Without the images, write out the whole listing exactly.
***** COLLECTED DATA
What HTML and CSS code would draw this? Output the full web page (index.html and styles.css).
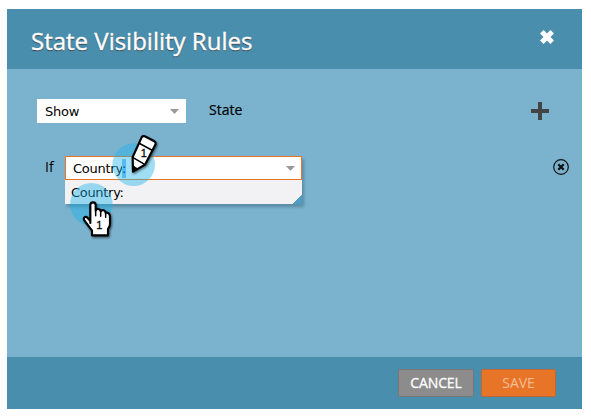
FILE: index.html
```html
<!DOCTYPE html>
<html lang="en">
<head>
<meta charset="utf-8">
<title>State Visibility Rules</title>
<link rel="stylesheet" href="styles.css">
</head>
<body>
<section class="dialog">
  <header class="header">
    <h1 class="title">State Visibility Rules</h1>
    <svg class="close" width="14" height="14" viewBox="0 0 14 14"><path d="M1.8 1.8 12.2 12.2M12.2 1.8 1.8 12.2"/></svg>
  </header>
  <main class="content">
    <div class="row">
      <div class="select"><span>Show</span><svg class="arrow" width="9" height="5" viewBox="0 0 9 5"><path d="M0 0H9L5 4.5H4Z"/></svg></div>
      <span class="field">State</span>
      <svg class="plus" width="18" height="18" viewBox="0 0 18 18"><path d="M9 0V18M0 9H18"/></svg>
    </div>
    <div class="row condition">
      <span class="if">If</span>
      <div class="combo">
        <div class="select focused"><span>Country<mark>:</mark></span><svg class="arrow" width="9" height="5" viewBox="0 0 9 5"><path d="M0 0H9L5 4.5H4Z"/></svg></div>
        <div class="option">Country:</div>
        <svg class="marker" width="150" height="115" viewBox="0 0 450 345">
          <circle class="halo" cx="169" cy="223" r="64"/>
          <circle class="halo" cx="296" cy="104" r="64"/>
          <g class="drawing">
            <path d="M320 22Q323 16 329 19L358 34Q364 38 361 44L330 104L294 125L293 81Z"/>
            <path class="thin" d="M311 39 350 60M293 82 329 103"/>
            <path class="lead" d="M293 106 309 117 294 125Z"/>
          </g>
          <text x="317" y="80">1</text>
          <g class="drawing">
            <path d="M166 279V226Q166 217 174 217Q182 217 182 226V242Q184 236 190 237Q197 238 197 244Q200 239 206 241Q212 243 212 249Q216 246 221 250Q225 254 225 260V282Q225 290 219 297V316H171V302L148 271Q144 264 150 261Q155 259 159 265L166 273"/>
            <path class="thin" d="M182 240V257M197 244V259M212 249V262"/>
          </g>
          <text x="184" y="298">1</text>
        </svg>
      </div>
      <svg class="remove" width="16" height="16" viewBox="0 0 16 16"><circle cx="8" cy="8" r="7.3"/><path d="M5.3 5.3 10.7 10.7M10.7 5.3 5.3 10.7"/></svg>
    </div>
  </main>
  <footer class="footer">
    <button class="button">CANCEL</button>
    <button class="button save">SAVE</button>
  </footer>
</section>
</body>
</html>
```
FILE: styles.css
```css
* { box-sizing: border-box; }
body { margin: 0; background: #fff; color: #000; font: 13px "DejaVu Sans", sans-serif; }
.dialog { display: flex; flex-direction: column; width: 575px; height: 400px; margin: 9px 0 0 7px; background: #7bb3cf; }
.header { display: flex; align-items: center; justify-content: space-between; height: 60px; padding: 0 28px 0 24px; background: #4a8eae; }
.title { margin: 4px 0 0; color: #fff; font: 400 24px/32px "Open Sans", sans-serif; -webkit-text-stroke: .4px #fff; text-shadow: 0 1px 1px #333; }
.close { margin-top: -5px; }
.close path { stroke: #fff; stroke-width: 5; }
.content { flex: 1; padding: 30px 13px 0 30px; }
.row { display: flex; height: 24px; }
.select { display: flex; align-items: center; justify-content: space-between; width: 149px; height: 24px; padding: 0 7px 0 8px; background: #fff; letter-spacing: -.25px; }
.arrow { fill: #999; }
.field { margin-left: 23px; font: 14px/22px "Open Sans", sans-serif; -webkit-text-stroke: .2px #000; }
.plus { margin: 3px 20px 0 auto; }
.plus path { stroke: #444; stroke-width: 4; fill: none; }
.condition { margin-top: 33px; padding-left: 8px; }
.if { width: 20px; font: 14px/22px "Open Sans", sans-serif; }
.combo { position: relative; width: 237px; height: 48px; box-shadow: 2px 3px 3px #5c8ba5; }
.focused { width: 237px; border: 1px solid #e87527; padding: 0 6px 0 7px; }
mark { color: inherit; background: #80c3ff; padding: 2px 0; }
.option { height: 24px; padding-left: 6px; line-height: 25px; letter-spacing: -.3px; background: linear-gradient(135deg, transparent 50%, #4f9dc3 0) right bottom / 10px 10px no-repeat, #f2f2f4; }
.marker { position: absolute; left: -30px; top: -26px; }
.halo { fill: #1bb0e6; fill-opacity: .42; }
.drawing { fill: #fff; stroke: #000; stroke-width: 6.5; stroke-linejoin: round; stroke-linecap: round; filter: drop-shadow(3px 4px 3px #0008); }
.thin { stroke-width: 4.5; fill: none; }
.lead { fill: #000; stroke-width: 2; }
.marker text { font: 33px "Liberation Sans", sans-serif; stroke: #000; stroke-width: .8; }
.remove { margin-left: auto; margin-top: 3px; fill: none; stroke: #111; }
.remove circle { stroke-width: 1.2; }
.remove path { stroke-width: 2.3; }
.footer { display: flex; gap: 7px; justify-content: flex-end; height: 52px; padding: 12px 26px; background: #4a8eae; }
.button { width: 76px; height: 28px; padding: 0; border: 1px solid #777; border-radius: 2px; background: #8c8c8c; color: #fff; font: 14px/26px "Open Sans", sans-serif; letter-spacing: -.1px; -webkit-text-stroke: .3px currentColor; }
.save { width: 75px; border-color: #b76a38; background: #e87527; color: #f6bd96; -webkit-text-stroke-width: 0; }
```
**********
### SOLUTION FOR THIS PROBLEM
What HTML and CSS code would draw this? Output the full web page (index.html and styles.css).
FILE: index.html
```html
<!DOCTYPE html>
<html lang="en">
<head>
<meta charset="utf-8">
<title>State Visibility Rules</title>
<link rel="stylesheet" href="styles.css">
</head>
<body>
<section class="dialog">
  <header class="header">
    <h1 class="title">State Visibility Rules</h1>
    <svg class="close" width="14" height="14" viewBox="0 0 14 14"><path d="M1.8 1.8 12.2 12.2M12.2 1.8 1.8 12.2"/></svg>
  </header>
  <main class="content">
    <div class="row">
      <div class="select"><span>Show</span><svg class="arrow" width="9" height="5" viewBox="0 0 9 5"><path d="M0 0H9L5 4.5H4Z"/></svg></div>
      <span class="field">State</span>
      <svg class="plus" width="18" height="18" viewBox="0 0 18 18"><path d="M9 0V18M0 9H18"/></svg>
    </div>
    <div class="row condition">
      <span class="if">If</span>
      <div class="combo">
        <div class="select focused"><span>Country<mark>:</mark></span><svg class="arrow" width="9" height="5" viewBox="0 0 9 5"><path d="M0 0H9L5 4.5H4Z"/></svg></div>
        <div class="option">Country:</div>
        <svg class="marker" width="150" height="115" viewBox="0 0 450 345">
          <circle class="halo" cx="169" cy="223" r="64"/>
          <circle class="halo" cx="296" cy="104" r="64"/>
          <g class="drawing">
            <path d="M320 22Q323 16 329 19L358 34Q364 38 361 44L330 104L294 125L293 81Z"/>
            <path class="thin" d="M311 39 350 60M293 82 329 103"/>
            <path class="lead" d="M293 106 309 117 294 125Z"/>
          </g>
          <text x="317" y="80">1</text>
          <g class="drawing">
            <path d="M166 279V226Q166 217 174 217Q182 217 182 226V242Q184 236 190 237Q197 238 197 244Q200 239 206 241Q212 243 212 249Q216 246 221 250Q225 254 225 260V282Q225 290 219 297V316H171V302L148 271Q144 264 150 261Q155 259 159 265L166 273"/>
            <path class="thin" d="M182 240V257M197 244V259M212 249V262"/>
          </g>
          <text x="184" y="298">1</text>
        </svg>
      </div>
      <svg class="remove" width="16" height="16" viewBox="0 0 16 16"><circle cx="8" cy="8" r="7.3"/><path d="M5.3 5.3 10.7 10.7M10.7 5.3 5.3 10.7"/></svg>
    </div>
  </main>
  <footer class="footer">
    <button class="button">CANCEL</button>
    <button class="button save">SAVE</button>
  </footer>
</section>
</body>
</html>
```
FILE: styles.css
```css
* { box-sizing: border-box; }
body { margin: 0; background: #fff; color: #000; font: 13px "DejaVu Sans", sans-serif; }
.dialog { display: flex; flex-direction: column; width: 575px; height: 400px; margin: 9px 0 0 7px; background: #7bb3cf; }
.header { display: flex; align-items: center; justify-content: space-between; height: 60px; padding: 0 28px 0 24px; background: #4a8eae; }
.title { margin: 4px 0 0; color: #fff; font: 400 24px/32px "Open Sans", sans-serif; -webkit-text-stroke: .4px #fff; text-shadow: 0 1px 1px #333; }
.close { margin-top: -5px; }
.close path { stroke: #fff; stroke-width: 5; }
.content { flex: 1; padding: 30px 13px 0 30px; }
.row { display: flex; height: 24px; }
.select { display: flex; align-items: center; justify-content: space-between; width: 149px; height: 24px; padding: 0 7px 0 8px; background: #fff; letter-spacing: -.25px; }
.arrow { fill: #999; }
.field { margin-left: 23px; font: 14px/22px "Open Sans", sans-serif; -webkit-text-stroke: .2px #000; }
.plus { margin: 3px 20px 0 auto; }
.plus path { stroke: #444; stroke-width: 4; fill: none; }
.condition { margin-top: 33px; padding-left: 8px; }
.if { width: 20px; font: 14px/22px "Open Sans", sans-serif; }
.combo { position: relative; width: 237px; height: 48px; box-shadow: 2px 3px 3px #5c8ba5; }
.focused { width: 237px; border: 1px solid #e87527; padding: 0 6px 0 7px; }
mark { color: inherit; background: #80c3ff; padding: 2px 0; }
.option { height: 24px; padding-left: 6px; line-height: 25px; letter-spacing: -.3px; background: linear-gradient(135deg, transparent 50%, #4f9dc3 0) right bottom / 10px 10px no-repeat, #f2f2f4; }
.marker { position: absolute; left: -30px; top: -26px; }
.halo { fill: #1bb0e6; fill-opacity: .42; }
.drawing { fill: #fff; stroke: #000; stroke-width: 6.5; stroke-linejoin: round; stroke-linecap: round; filter: drop-shadow(3px 4px 3px #0008); }
.thin { stroke-width: 4.5; fill: none; }
.lead { fill: #000; stroke-width: 2; }
.marker text { font: 33px "Liberation Sans", sans-serif; stroke: #000; stroke-width: .8; }
.remove { margin-left: auto; margin-top: 3px; fill: none; stroke: #111; }
.remove circle { stroke-width: 1.2; }
.remove path { stroke-width: 2.3; }
.footer { display: flex; gap: 7px; justify-content: flex-end; height: 52px; padding: 12px 26px; background: #4a8eae; }
.button { width: 76px; height: 28px; padding: 0; border: 1px solid #777; border-radius: 2px; background: #8c8c8c; color: #fff; font: 14px/26px "Open Sans", sans-serif; letter-spacing: -.1px; -webkit-text-stroke: .3px currentColor; }
.save { width: 75px; border-color: #b76a38; background: #e87527; color: #f6bd96; -webkit-text-stroke-width: 0; }
```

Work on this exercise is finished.